Before the arrival of the Germans, Jews here had been tolerated by Lithuanians, though many villagers had envied the Jews their supposed wealth.
Now, with the prospect of theft and plunder, some locals were happy to respond to the German order to march the remaining Jews along this road out of the town.
Riva Losanskaya and her mother escaped.
The remaining Jews were driven off the road towards where this thicket of trees now grows.
Here, in scenes repeated throughout the Einsatzgruppen area of operation, the Jews were ordered to undress.
Villagers had come to watch, some out of curiosity, others out of greed.
The killing was carried out by Lithuanian collaborators, under German orders.
The suffering is recorded in the Einsatzgruppen killing book as 9th September, 1941, Butrimonys.
67 Jewish men, 370 Jewish women, 303 Jewish children.

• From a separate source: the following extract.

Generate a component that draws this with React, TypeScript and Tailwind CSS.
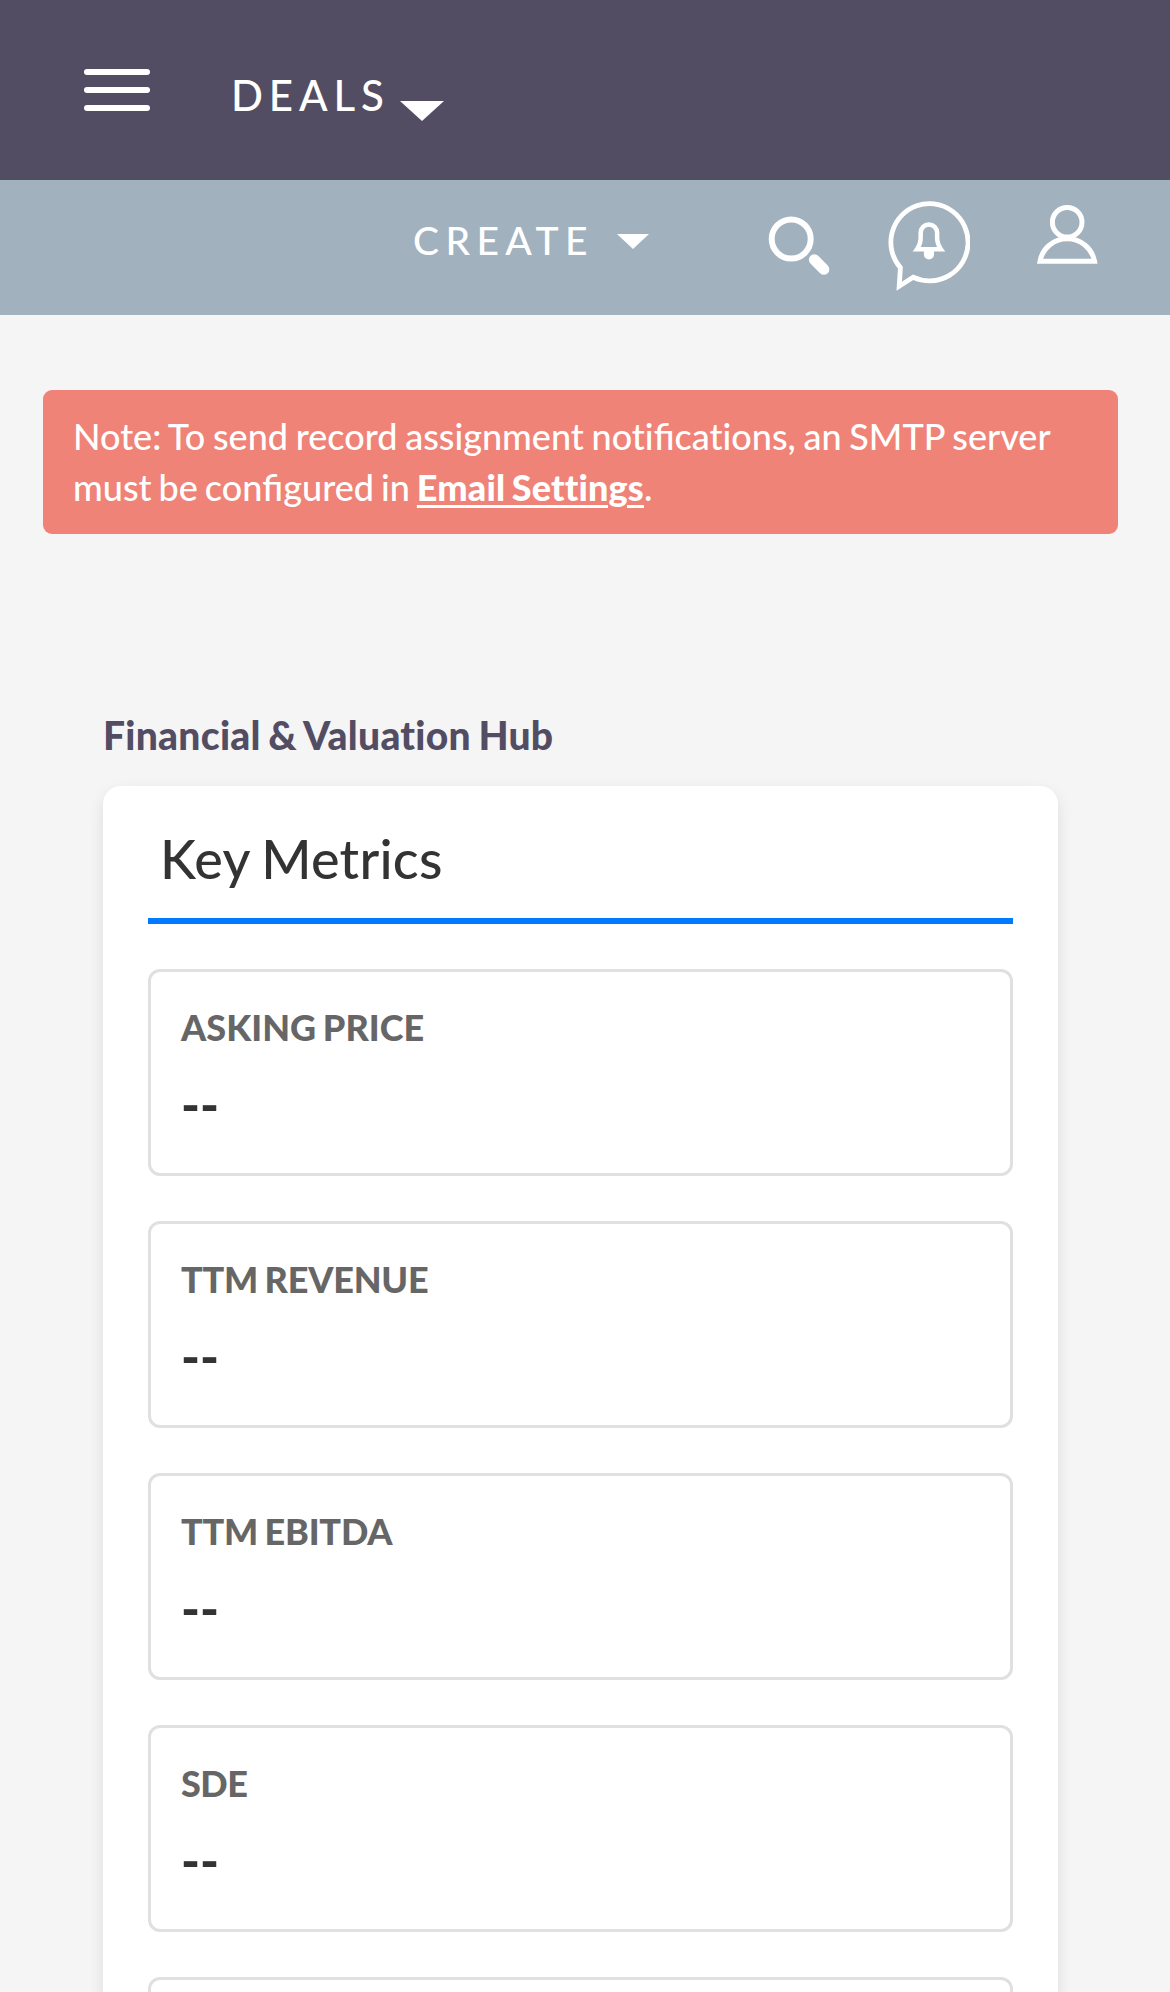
import React from "react";

const metrics = [
  { label: "ASKING PRICE", tracking: "tracking-[0.04px]" },
  { label: "TTM REVENUE", tracking: "tracking-[-0.2px]" },
  { label: "TTM EBITDA", tracking: "tracking-[-0.2px]" },
  { label: "SDE", tracking: "tracking-[-0.5px]" },
];

function SearchIcon() {
  return (
    <svg width="62" height="62" viewBox="768 216 62 62" fill="none" stroke="white">
      <circle cx="791.2" cy="239" r="19.5" strokeWidth="6" />
      <path d="M814.3 259.6L823.9 269.4" strokeWidth="10.8" strokeLinecap="round" />
    </svg>
  );
}

function BellBubbleIcon() {
  return (
    <svg width="84" height="94" viewBox="887 199 84 94" fill="none" stroke="white" strokeWidth="4.8" strokeMiterlimit="10">
      <path d="M901.4 268.700L900.2 287.200L914.2 278.300A38.600 38.600 0 1 0 901.4 268.700Z" />
      <path d="M918 250.200C921 246 921.700 242.500 921.700 238V233.600A8.200 8.200 0 0 1 938.100 233.600V238C938.100 242.500 938.900 246 941.900 250.200Z" strokeWidth="4.5" />
      <path d="M924.9 251H935V255.4A5.05 5.05 0 0 1 924.9 255.4Z" fill="white" stroke="none" />
    </svg>
  );
}

function UserIcon() {
  return (
    <svg width="62" height="60" viewBox="1036 205 62 60" fill="none" stroke="white" strokeWidth="5">
      <circle cx="1067.2" cy="222.3" r="14.8" />
      <path d="M1040 261.3C1042.200 248.500 1053.500 238.800 1067.200 238.800C1081 238.800 1092.200 248.500 1094.500 261.300Z" />
    </svg>
  );
}

function Fi() {
  return <span className="[font-variant-ligatures:common-ligatures]">fi</span>;
}

function MetricCard({ label, tracking }: { label: string; tracking: string }) {
  return (
    <div className="h-[207px] rounded-xl border-[3px] border-[#e0e0e0] p-[30px]">
      <div className={`text-[36px] leading-[51px] font-black text-[#666] [word-spacing:-2px] ${tracking}`}>{label}</div>
      <div className="mt-[14px] text-[51px] leading-[75px] font-black text-[#333]">--</div>
    </div>
  );
}

export default function App() {
  return (
    <div className="h-[1992px] overflow-hidden bg-[#f5f5f5] font-[Lato,sans-serif] [font-variant-ligatures:none]">
      <header className="flex h-[180px] items-start bg-[#534d64] pl-[84px] text-white">
        <div className="mt-[69px] flex w-[66px] flex-col gap-3">
          <span className="h-1.5 rounded-full bg-white" />
          <span className="h-1.5 rounded-full bg-white" />
          <span className="h-1.5 rounded-full bg-white" />
        </div>
        <span className="mt-[65px] ml-[81px] w-[158px] text-[42px] leading-[60px] font-medium tracking-[5.9px]">DEALS</span>
        <svg className="mt-[101px] ml-[11px]" width="44" height="20" viewBox="0 0 44 20" fill="white">
          <path d="M0 0H44L22 20Z" />
        </svg>
      </header>
      <div className="flex h-[135px] items-start bg-[#a2b1be] pl-[412px] text-white">
        <span className="mt-[32px] ml-px w-[181px] text-[39px] leading-[56px] font-medium tracking-[6.4px]">CREATE</span>
        <svg className="mt-[54px] ml-[23px]" width="32" height="15" viewBox="0 0 32 15" fill="white">
          <path d="M0 0H32L16 15Z" />
        </svg>
        <div className="ml-auto flex items-start pr-[72px]">
          <div className="mt-[36px]"><SearchIcon /></div>
          <div className="mt-[18px] ml-[56px]"><BellBubbleIcon /></div>
          <div className="mt-[25px] ml-[66px]"><UserIcon /></div>
        </div>
      </div>
      <div className="mt-[75px] mr-[52px] ml-[43px] h-[144px] rounded-[9px] bg-[#f08377] px-[30px] py-[20.500px] text-[36px] leading-[51.400px] font-medium whitespace-nowrap text-white">
        <p className="[word-spacing:-1.4px]">
          Note: To send record assignment noti<Fi />cations, an SMTP server
        </p>
        <p className="[word-spacing:-2.1px]">
          must be con<Fi />gured in{" "}
          <a className="font-black tracking-[0.15px] underline decoration-[3px] underline-offset-[4px]">Email Settings</a>.
        </p>
      </div>
      <main className="mr-[112px] ml-[103px]">
        <h2 className="mt-[173px] text-[39px] leading-[56px] font-black tracking-[0.27px] text-[#534d64] [word-spacing:-2px]">
          Financial &amp; Valuation Hub
        </h2>
        <section className="mt-[23px] h-[1400px] rounded-[18px] bg-white px-[45px] pt-[43px] shadow-[0_6px_15px_rgba(0,0,0,0.1)]">
          <h3 className="h-[95px] border-b-[6px] border-[#007bff] pl-[12px] text-[54px] leading-[60px] font-medium tracking-[0.25px] text-[#333] [word-spacing:-2px]">
            Key Metrics
          </h3>
          <div className="mt-[45px] flex flex-col gap-[45px]">
            {metrics.map((m) => (
              <MetricCard key={m.label} label={m.label} tracking={m.tracking} />
            ))}
            <div className="h-[207px] rounded-xl border-[3px] border-[#e0e0e0]" />
          </div>
        </section>
      </main>
    </div>
  );
}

A total of 740 Jews killed.
The same day in nearby Alytus, the killing book records 1,279 Jews murdered.
The next day in Merkine, And in Varena, 831.
In the Baltic states, more than 80% of the killing squads were made up of locals acting under German Einsatzgruppen orders.
Men like Petras Zelionka.
After the war ended, the Soviets sent Petras Zelionka to a Siberian gulag.
His former comrades, against whom he gave evidence, were executed.
That autumn of 1941, whilst Zelionka and his comrades carried on killing, Hitler directed the war in the East from here at the Wolf's Lair, his headquarters in a forest near Rastenburg in East Prussia.
Hitler's talk was of annihilation.
In 1941, he said that Leningrad should vanish from the surface of the Earth.
In this atmosphere of blood lust and destruction, he was also privately expressing his undying hatred of the Jews.
That race of criminals has on its conscience the two million dead of world war One, and now, already, hundreds of thousands more.
To his staff at headquarters, Hitler talked of taking revenge against the Jews.
But even before America entered the war, Hitler showed no mercy to Jews in the East.
Now he was about to show no mercy to Jews in the rest of the Nazi empire.
In September 1941, two new measures showed that German Jews were under increased threat.
Hitler agreed to an order which said that German Jews must wear a yellow star.
And a secret order from Himmler said that Hitler had authorised that, beginning that autumn, all Jews from Germany, Austria and the occupied Czech lands should be transported east.
350 miles to the west of Hitler's headquarters, Berliners relaxed by the capital's lakes.
So far, they had heard only good news from the war in the East.
But that autumn there was one new sign that showed that life was changing, at least for some of the population.
Now the Jews were marked.
There's nothing to say.
It's bad.
It's bad you are signed.
You have a sign on you.
Nobody would have thinked that I am a Jew.
But this We had to wear it.
The hate grew up.
We felt it.
The Germans always said, "The Jews are not Germans.
" And I said, "I am a German "of Jewish faith.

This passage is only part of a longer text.